Although it may not pay to perform well for the Pentagon per se, somewhere down the line there could be a payoff for being a master of the Iron Triangle.

That is one plausible conclusion after comparing the latest Top-Performing Companies (TPC) from Aviation Week with the most recent list of “superior suppliers” and prime contractors on major defense acquisition programs from the U.S. Defense Department. While TPC has been published since the mid-1990s, this is the first time results can be weighed against new contractor performance rankings released by the Pentagon since last summer.

To be sure, TPC and Pentagon data do not provide an “apples-to-apples” comparison directly because the data being measured is different—e.g., financial performance in TPC versus cost and schedule performance by the Pentagon.

But TPC data also show a company’s average score over five years, up to 2014, while the Performance of the Defense Acquisition System report last June from the Defense Department measured price and schedule growth in development and production contracts over 14 fiscal years through 2013.

In turn, many companies can be evaluated using longer-term results available in both surveys that paint bigger, albeit circumstantial, pictures. One point of particular interest is that the best contractor across the TPC and Pentagon surveys seems to be Britain’s BAE Systems.

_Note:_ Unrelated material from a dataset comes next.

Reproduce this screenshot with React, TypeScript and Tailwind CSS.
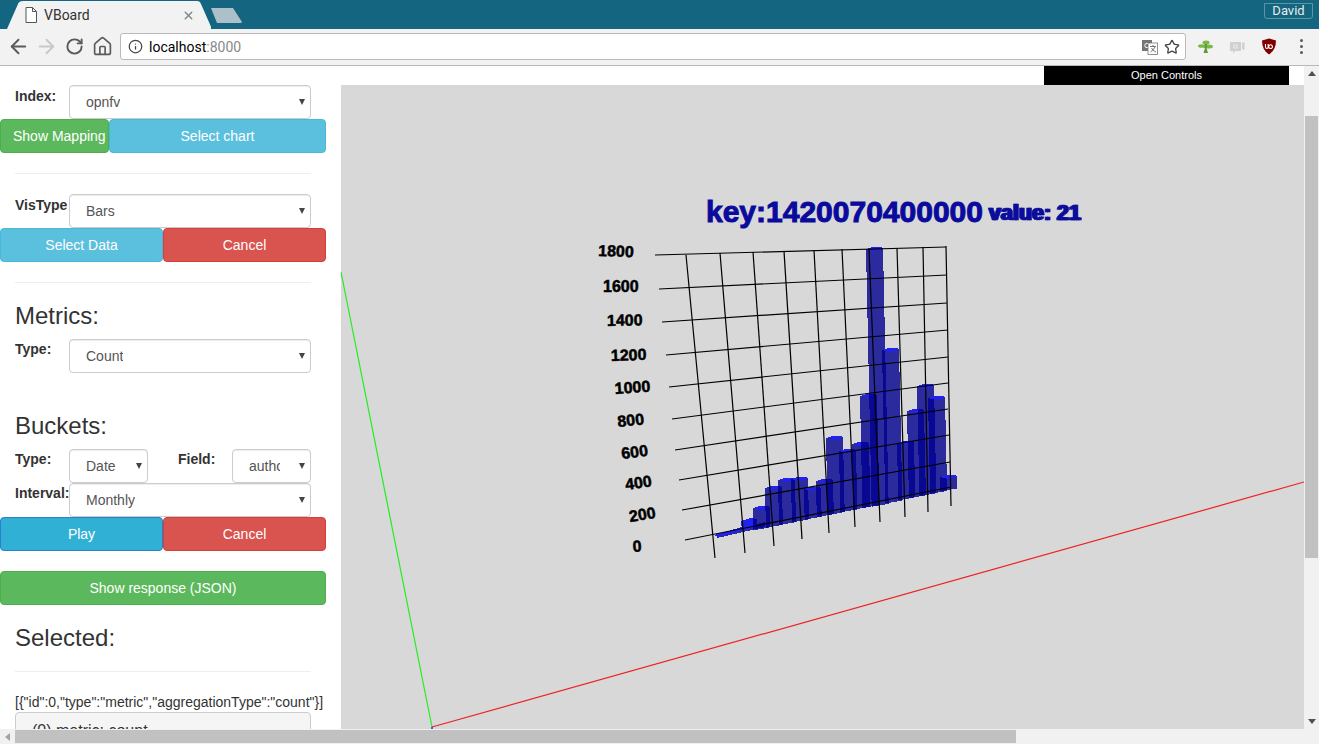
import { ArrowLeft, ArrowRight, RotateCw, Home, Info, Star, X } from 'lucide-react';

const sans = { fontFamily: '"Liberation Sans", Arial, sans-serif' };

// [x, top] of each bar, page coordinates
const BARS: [number, number][] = [
  [753, 508], [765, 488], [778, 480], [791, 479], [804, 489], [816, 481], [826, 438], [839, 451],
  [852, 444], [860, 396], [866, 249], [882, 350], [897, 443], [907, 411], [917, 386], [928, 398], [940, 477],
];

const GRID_H = [
  [655, 255, 946, 247], [659, 289, 947, 275], [662, 322, 947, 303], [666, 355, 948, 330], [669, 387, 948, 357],
  [672, 419, 948, 383], [675, 450, 948, 409], [679, 480, 949, 435], [682, 510, 950, 462], [685, 540, 951, 487],
];

const GRID_V = [
  [686, 255, 715, 558], [720, 253, 745, 553], [753, 252, 774, 546], [784, 251, 802, 539], [814, 250, 829, 533],
  [842, 249, 855, 527], [869, 249, 880, 522], [897, 248, 905, 517], [923, 247, 928, 512], [946, 246, 951, 506],
];

const LABELS: [string, number, number, number][] = [
  ['1800', 598, 256, 2], ['1600', 603, 292, 0], ['1400', 607, 326, -1], ['1200', 611, 361, -2], ['1000', 615, 394, -4],
  ['800', 618, 427, -6], ['600', 622, 459, -7], ['400', 626, 490, -8], ['200', 630, 522, -9], ['0', 633, 552, -4],
];

// the dark strips in the picture are just two translucent bars overlapping
function Bar({ x, top }: { x: number; top: number }) {
  const bottom = 538 - (x - 716) * 0.208;
  const lean = (bottom - top) * 0.022;
  const w = 17;
  return (
    <g>
      <polygon
        points={`${x},${top} ${x + w},${top - 1} ${x + w + lean},${bottom - 3} ${x + lean},${bottom}`}
        fill="#000090"
        fillOpacity="0.8"
      />
      <polygon
        points={`${x},${top} ${x + 6},${top - 2} ${x + w - 2},${top - 2} ${x + w},${top} ${x + 8},${top + 2}`}
        fill="#2222ee"
      />
    </g>
  );
}

function Chart() {
  return (
    <svg viewBox="341 85 963 644" className="block w-full h-full">
      <defs>
        <filter id="dbl" x="-5%" y="-5%" width="110%" height="110%">
          <feOffset in="SourceGraphic" dx="2" dy="0" result="o" />
          <feMerge>
            <feMergeNode in="o" />
            <feMergeNode in="SourceGraphic" />
          </feMerge>
        </filter>
      </defs>
      <line x1="341" y1="272" x2="432" y2="727" stroke="#22ee22" strokeWidth="1.2" />
      <line x1="432" y1="727" x2="1304" y2="482" stroke="#ee2222" strokeWidth="1.2" />
      <line x1="432" y1="727" x2="432" y2="729" stroke="#0000ee" strokeWidth="1.2" />

      <text x="706" y="222" fill="#0a0a9c" stroke="#0a0a9c" strokeWidth="1" fontSize="30" fontWeight="700" style={sans}>
        key:1420070400000
      </text>
      <text x="988" y="220" fill="#0a0a9c" stroke="#0a0a9c" strokeWidth="0.5" fontSize="21.5" fontWeight="700" style={sans} filter="url(#dbl)">
        value: 21
      </text>

      <g shapeRendering="crispEdges">
        {/* flat start of the series */}
        <polygon points="716,534 765,522 765,527 717,538" fill="#000090" fillOpacity="0.8" />
        <polygon points="714,535 742,527 742,531 718,537" fill="#2222ee" />
        <polygon points="741,521 750,518 757,519 757,527 742,530" fill="#2222ee" />
        {BARS.map(([x, top]) => (
          <Bar key={x} x={x} top={top} />
        ))}
      </g>

      {GRID_H.concat(GRID_V).map(([x1, y1, x2, y2]) => (
        <line key={`${x1}-${y1}`} x1={x1} y1={y1} x2={x2} y2={y2} stroke="#000" strokeWidth="1.2" />
      ))}

      {LABELS.map(([t, x, y, r]) => (
        <text
          key={t}
          x={x}
          y={y}
          fontSize="16"
          fontWeight="700"
          fill="#000"
          stroke="#000"
          strokeWidth="0.5"
          style={sans}
          transform={`rotate(${r} ${x} ${y})`}
        >
          {t}
        </text>
      ))}
    </svg>
  );
}

function Select({ value, className }: { value: string; className: string }) {
  return (
    <div className={`h-[34px] flex items-center justify-between bg-white border border-[#ccc] rounded pl-4 pr-[5px] text-sm text-[#555] overflow-hidden shadow-[inset_0_1px_1px_rgba(0,0,0,0.075)] ${className}`}>
      <span className="overflow-hidden whitespace-nowrap">{value}</span>
      <span className="ml-[11px] shrink-0 w-0 h-0 border-x-[3.5px] border-x-transparent border-t-[6px] border-t-[#444]" />
    </div>
  );
}

function Btn({ label, className }: { label: string; className: string }) {
  return (
    <div className={`h-[34px] flex items-center rounded border text-sm text-white whitespace-nowrap ${className}`}>
      {label}
    </div>
  );
}

const green = 'bg-[#5cb85c] border-[#4cae4c]';
const cyan = 'bg-[#5bc0de] border-[#46b8da]';
const red = 'bg-[#d9534f] border-[#d43f3a]';

function Sidebar() {
  return (
    <div className="w-[341px] shrink-0 h-full overflow-hidden bg-white text-[#333]" style={sans}>
      <div className="pt-[19px] w-[326px]">
        {/* Index */}
        <div className="flex pl-[15px] pr-[15px]">
          <label className="w-[54px] pt-[1px] text-sm font-bold leading-5">Index:</label>
          <Select value="opnfv" className="w-[242px]" />
        </div>
        <div className="flex">
          <Btn label="Show Mapping" className={`w-[109px] pl-3 overflow-hidden ${green}`} />
          <Btn label="Select chart" className={`w-[217px] justify-center ${cyan}`} />
        </div>
        <div className="h-px bg-[#eee] ml-[15px] w-[296px] mt-5 mb-5" />

        {/* VisType */}
        <div className="flex pl-[15px] pr-[15px]">
          <label className="w-[54px] pt-[1px] text-sm font-bold leading-5">VisType</label>
          <Select value="Bars" className="w-[242px]" />
        </div>
        <div className="flex">
          <Btn label="Select Data" className={`w-[163px] justify-center ${cyan}`} />
          <Btn label="Cancel" className={`w-[163px] justify-center ${red}`} />
        </div>
        <div className="h-px bg-[#eee] ml-[15px] w-[296px] mt-5" />

        {/* Metrics */}
        <h3 className="ml-[15px] mt-[20px] text-2xl leading-[26px] font-normal">Metrics:</h3>
        <div className="flex pl-[15px] pr-[15px] mt-[10px]">
          <label className="w-[54px] text-sm font-bold leading-5">Type:</label>
          <Select value="Count" className="w-[242px]" />
        </div>

        {/* Buckets */}
        <h3 className="ml-[15px] mt-[40px] text-2xl leading-[26px] font-normal">Buckets:</h3>
        <div className="flex pl-[15px] pr-[15px] mt-[10px]">
          <label className="w-[54px] text-sm font-bold leading-5">Type:</label>
          <Select value="Date" className="w-[79px]" />
          <label className="w-[54px] ml-[30px] text-sm font-bold leading-5">Field:</label>
          <Select value="author" className="w-[79px] [&>span:first-child]:w-[31px]" />
        </div>
        <div className="flex pl-[15px] pr-[15px]">
          <label className="w-[54px] text-sm font-bold leading-5 whitespace-nowrap">Interval:</label>
          <Select value="Monthly" className="w-[242px]" />
        </div>
        <div className="flex">
          <Btn label="Play" className="w-[163px] justify-center bg-[#31b0d5] border-[#2a7fc9]" />
          <Btn label="Cancel" className={`w-[163px] justify-center ${red}`} />
        </div>
        <Btn label="Show response (JSON)" className={`w-[326px] mt-5 justify-center ${green}`} />

        {/* Selected */}
        <h3 className="ml-[15px] mt-[20px] text-2xl leading-[26px] font-normal">Selected:</h3>
        <div className="h-px bg-[#eee] ml-[15px] w-[296px] mt-[20px]" />
        <div className="ml-[15px] mt-[20px] text-sm leading-5 whitespace-nowrap">
          {'[{"id":0,"type":"metric","aggregationType":"count"}]'}
        </div>
        <div className="ml-[15px] w-[296px] h-[60px] bg-[#f5f5f5] border border-[#ccc] rounded pt-[6px] pl-[16px] text-base">
          (0) metric: count
        </div>
      </div>
    </div>
  );
}

function NavBtn({ children }: { children: React.ReactNode }) {
  return <div className="w-[28px] flex justify-center">{children}</div>;
}

function BrowserChrome() {
  return (
    <div className="shrink-0" style={{ fontFamily: 'Roboto, "Noto Sans", sans-serif' }}>
      {/* tab strip */}
      <div className="h-[29px] bg-[#14657f] flex items-end justify-between pl-[7px] pr-[6px]">
        <div className="flex items-end">
          <div className="relative w-[204px] h-[28px] flex items-center pl-[18px] pr-[16px]">
            <svg viewBox="0 0 204 28" className="absolute inset-0 w-full h-full">
              <path d="M0 28 L11 3 Q12 0 16 0 L190 0 Q193 0 194 3 L205 28 Z" fill="#f2f2f2" />
            </svg>
            <svg viewBox="0 0 12 16" className="relative w-[12px] h-[16px]">
              <path d="M1 .5 H7.5 L11.5 4.5 V15.5 H1 Z M7.5 .5 V4.5 H11.5" fill="#fff" stroke="#555" strokeWidth="1" />
            </svg>
            <span className="relative ml-[7px] text-sm text-[#333]">VBoard</span>
            <X size={13} strokeWidth={2.5} className="relative ml-auto text-[#7a8a8a]" />
          </div>
          <svg viewBox="0 0 32 15" className="w-[32px] h-[15px] mb-[6px] ml-[-1px]">
            <path d="M1 0 H23 L32 14 Q32 15 30 15 H7 Z" fill="#adc0c9" />
          </svg>
        </div>
        <div className="mb-[10px] w-[49px] h-[16px] flex items-center justify-center border border-[#5d95a8] rounded-b-[3px] text-[13px] text-[#e4ecef]">
          David
        </div>
      </div>
      {/* toolbar */}
      <div className="h-[37px] bg-[#f2f2f2] border-b border-[#b8b8b8] flex items-center pl-[4px] pb-[1px]">
        <NavBtn><ArrowLeft size={23} strokeWidth={2} className="text-[#5a5a5a]" /></NavBtn>
        <NavBtn><ArrowRight size={23} strokeWidth={2} className="text-[#c8c8c8]" /></NavBtn>
        <NavBtn><RotateCw size={19} strokeWidth={2.4} className="text-[#5a5a5a]" /></NavBtn>
        <NavBtn><Home size={21} strokeWidth={1.9} className="text-[#5a5a5a]" /></NavBtn>
        <div className="ml-[4px] w-[1066px] h-[27px] bg-white border border-[#b9b9b9] rounded-[3px] flex items-center pl-[7px] pr-[5px]">
          <Info size={15} strokeWidth={2} className="text-[#444]" />
          <span className="ml-[6px] text-sm text-black">
            localhost<span className="text-[#888]">:8000</span>
          </span>
          <svg viewBox="0 0 16 16" className="ml-auto w-[16px] h-[16px]">
            <rect x="0" y="1" width="10" height="11" fill="#757575" />
            <circle cx="5" cy="6.5" r="2.2" fill="none" stroke="#fff" strokeWidth="1" />
            <rect x="6" y="4" width="9.5" height="11.5" fill="#fff" stroke="#757575" strokeWidth="0.8" />
            <path d="M8 7.5 H14 M11 6 V7.5 M13 8 Q11.5 11 8.5 13 M9.5 9 Q11 12 14 13" stroke="#666" strokeWidth="0.9" fill="none" />
          </svg>
          <Star size={16} strokeWidth={2} className="ml-[6px] text-[#444]" />
        </div>
        <svg viewBox="0 0 15 14" className="ml-[12px] w-[15px] h-[14px]">
          <ellipse cx="8" cy="2.5" rx="3.5" ry="2" fill="#7ab648" />
          <ellipse cx="3.5" cy="6" rx="3.5" ry="1.8" fill="#7ab648" />
          <ellipse cx="10" cy="6.5" rx="5" ry="2" fill="#7ab648" />
          <path d="M6.5 4 H9 L8.5 8 L10 13 H5.5 L7 8 Z" fill="#5f9a36" />
        </svg>
        <svg viewBox="0 0 16 16" className="ml-[16px] w-[16px] h-[16px]">
          <path d="M1 3 H12 V12 H6 L4 15 V12 H1 Z M13 4 L15.5 3 V11 L13 10 Z" fill="#d0d0d0" />
          <circle cx="6.5" cy="7.5" r="1.8" fill="none" stroke="#f2f2f2" strokeWidth="1" />
        </svg>
        <svg viewBox="0 0 16 17" className="ml-[16px] w-[16px] h-[17px]">
          <path d="M8 0.5 L15 2.5 Q15 12 8 16.5 Q1 12 1 2.5 Z" fill="#800000" />
          <path d="M4.5 6 V9 Q4.5 10.5 6 10.5 Q7.2 10.5 7.2 9 V6 M11.5 8.5 A1.9 1.9 0 1 1 11.49 8.4" stroke="#fff" strokeWidth="1.1" fill="none" />
        </svg>
        <div className="ml-[23px] flex flex-col gap-[3px]">
          <span className="w-[3px] h-[3px] rounded-full bg-[#5a5a5a]" />
          <span className="w-[3px] h-[3px] rounded-full bg-[#5a5a5a]" />
          <span className="w-[3px] h-[3px] rounded-full bg-[#5a5a5a]" />
        </div>
      </div>
    </div>
  );
}

export default function App() {
  return (
    <div className="w-[1319px] h-[744px] flex flex-col overflow-hidden bg-white">
      <BrowserChrome />
      <div className="flex-1 min-h-0 flex">
        {/* page */}
        <div className="w-[1304px] flex flex-col">
          <div className="flex-1 min-h-0 flex">
            <Sidebar />
            <div className="flex-1 flex flex-col">
              <div className="h-[19px] shrink-0 flex justify-end pr-[15px]">
                <div className="w-[245px] h-full bg-black text-white text-[11px] flex items-center justify-center" style={sans}>
                  Open Controls
                </div>
              </div>
              <div className="flex-1 min-h-0 bg-[#d8d8d8]">
                <Chart />
              </div>
            </div>
          </div>
          {/* horizontal scrollbar */}
          <div className="h-[15px] shrink-0 bg-[#f1f1f1] flex items-center">
            <div className="w-[15px] flex justify-center">
              <span className="w-0 h-0 border-y-[4px] border-y-transparent border-r-[5px] border-r-[#a3a3a3]" />
            </div>
            <div className="w-[1001px] h-[13px] bg-[#c1c1c1]" />
          </div>
        </div>
        {/* vertical scrollbar */}
        <div className="w-[15px] shrink-0 bg-[#f1f1f1] flex flex-col items-center pb-[15px]">
          <div className="h-[15px] flex items-center justify-center">
            <span className="w-0 h-0 border-x-[4px] border-x-transparent border-b-[5px] border-b-[#505050]" />
          </div>
          <div className="mt-[35px] w-[13px] h-[442px] bg-[#c1c1c1]" />
          <div className="mt-auto h-[15px] flex items-center justify-center">
            <span className="w-0 h-0 border-x-[4px] border-x-transparent border-t-[5px] border-t-[#505050]" />
          </div>
        </div>
      </div>
    </div>
  );
}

In TPC results covering 2014 financials, BAE ranked fifth in its category, and over a five-year period it came in third, behind Boeing and Lockheed Martin, respectively.

In Pentagon performance rankings on schedule growth in development programs, however, “BAE Systems had the best performance (with no schedule growth on any of its six contracts),” according to the June report. Likewise, in price growth from 2000 to 2013, BAE notched a -3% result—a far cry from other primes like Boeing (8% growth), Lockheed (37%), Northrop Grumman (41%), General Dynamics (22%) and Raytheon (32%).

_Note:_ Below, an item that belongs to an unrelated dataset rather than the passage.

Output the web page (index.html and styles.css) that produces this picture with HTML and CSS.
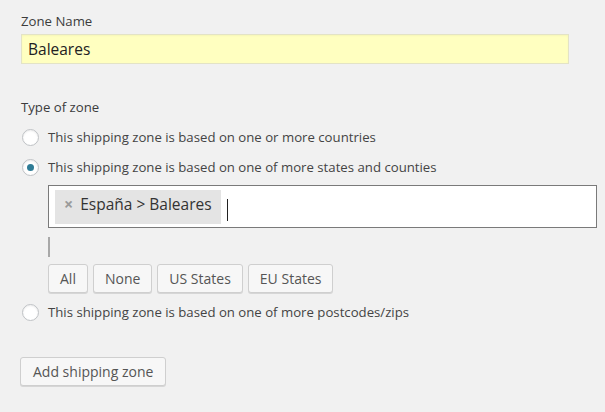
FILE: index.html
```html
<!DOCTYPE html>
<html>
<head>
<meta charset="utf-8">
<link rel="stylesheet" href="styles.css">
</head>
<body>
<div class="form">
  <label class="label label-first">Zone Name</label>
  <div class="text-input">Baleares</div>

  <div class="label label-type">Type of zone</div>

  <div class="radio-row">
    <span class="radio"></span>
    <span class="radio-text">This shipping zone is based on one or more countries</span>
  </div>
  <div class="radio-row">
    <span class="radio checked"></span>
    <span class="radio-text">This shipping zone is based on one of more states and counties</span>
  </div>

  <div class="indent">
    <div class="select-box">
      <span class="tag"><span class="tag-x">×</span><span class="tag-text">España &gt; Baleares</span></span>
      <span class="cursor"></span>
    </div>
    <div class="bar"></div>
    <div class="btn-row">
      <span class="btn">All</span>
      <span class="btn">None</span>
      <span class="btn">US States</span>
      <span class="btn">EU States</span>
    </div>
  </div>

  <div class="radio-row radio-last">
    <span class="radio"></span>
    <span class="radio-text">This shipping zone is based on one of more postcodes/zips</span>
  </div>

  <div class="submit-row">
    <span class="btn btn-add">Add shipping zone</span>
  </div>
</div>
</body>
</html>
```

FILE: styles.css
```css
html, body {
  margin: 0;
  padding: 0;
  background: #f1f1f1;
}
body {
  font-family: "Open Sans", "Noto Sans", sans-serif;
  font-size: 13.2px;
  color: #444;
  width: 605px;
  height: 412px;
  overflow: hidden;
}
.form {
  display: flex;
  flex-direction: column;
  align-items: flex-start;
  padding-left: 20px;
}
.label {
  display: block;
  line-height: 20px;
  color: #3c3c3c;
}
.label-first {
  margin-top: 11px;
  margin-left: 1px;
}
.text-input {
  box-sizing: border-box;
  margin-top: 3px;
  margin-left: 1px;
  width: 548px;
  height: 30px;
  background: #ffffc0;
  border: 1px solid #e3e3c6;
  font-size: 15.5px;
  line-height: 28px;
  padding-left: 6px;
  color: #222;
  box-shadow: inset 0 1px 2px rgba(0,0,0,0.04);
}
.label-type {
  margin-top: 33px;
  margin-left: 1px;
}
.radio-row {
  display: flex;
  align-items: center;
  height: 30px;
  margin-left: 2px;
}
.label-type + .radio-row {
  margin-top: 5px;
}
.radio {
  box-sizing: border-box;
  width: 17px;
  height: 17px;
  border-radius: 50%;
  border: 1px solid #bfc2c5;
  background: #fff;
  box-shadow: inset 0 1px 2px rgba(0,0,0,0.08);
  display: flex;
  align-items: center;
  justify-content: center;
  flex: none;
}
.radio.checked::after {
  content: "";
  width: 7px;
  height: 7px;
  border-radius: 50%;
  background: #2f7c96;
}
.radio-text {
  margin-left: 9px;
  line-height: 20px;
}
.indent {
  margin-left: 28px;
  display: flex;
  flex-direction: column;
  align-items: flex-start;
}
.select-box {
  box-sizing: border-box;
  margin-top: 3px;
  width: 549px;
  height: 43px;
  border: 1px solid #7a7a7a;
  background: #fff;
  padding: 3px 6px;
  display: flex;
  align-items: center;
}
.tag {
  box-sizing: border-box;
  height: 34px;
  background: #e4e4e4;
  display: flex;
  align-items: center;
  padding: 0 9px 6px 9px;
}
.tag-x {
  color: #9a9a9a;
  font-size: 16px;
  font-weight: bold;
  margin-right: 7px;
}
.tag-text {
  font-size: 15.5px;
  color: #333;
}
.cursor {
  width: 1px;
  height: 22px;
  background: #222;
  margin-left: 6px;
  margin-top: 6px;
}
.bar {
  margin-top: 9px;
  width: 2px;
  height: 20px;
  background: #a8a8a8;
}
.btn-row {
  margin-top: 7px;
  display: flex;
  gap: 5px;
}
.btn {
  box-sizing: border-box;
  display: inline-block;
  height: 29px;
  line-height: 27px;
  padding: 0 11px;
  font-size: 14px;
  color: #555;
  background: #f7f7f7;
  border: 1px solid #cfcfcf;
  border-radius: 3px;
  box-shadow: 0 1px 0 #d6d6d6;
  white-space: nowrap;
}
.radio-last {
  margin-top: 4px;
}
.submit-row {
  margin-top: 30px;
}
.btn-add {
  padding: 0 12px 0 12px;
}
```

Although BAE was not named by the Pentagon when it listed price and schedule growth by prime contractors in production contracts, competitors were. These included: Lockheed (-1% price growth, 0.5 years schedule slippage), Boeing (24%, 1.1 years), Northrop (-3%, 2 years), GD (-4%, none), Raytheon (-2%, none), Huntington Ingalls Industries (21%, 0.8 years), and Oshkosh (13%, -0.7 years).

Yet when it came to the best-performing providers as named by the U.S. armed services and the Defense Logistics Agency in their three-tier “superior supplier” lists, BAE was regularly cited. For example, BAE Electronic Systems was named a top-tier performer by the Air Force and Army, and second tier by the Navy Department. BAE Global Combat Systems also made the Army’s top tier. BAE Systems Land and Armaments is on the Navy’s second- and Army’s third-tier lists. And BAE Systems Intelligence and Security is in the Air Force’s third tier.

Not surprisingly, Boeing and Lockheed Martin units also are prevalent in the superior supplier lists, particularly for the Air Force. At the same time, the TPC advisory council as a whole viewed BAE as a “challenged organization, operationally and financially.” It may have suffered from an overreliance on U.S. land warfare business tied to the wars in Afghanistan and Iraq, and BAE’s “value creation” as a business in recent years has been pegged to acquired business lines, not necessarily organic growth.

In the end, BAE may not be leading the pack of its TPC peers, but it is managing its business portfolio, and performing relatively well for the Pentagon.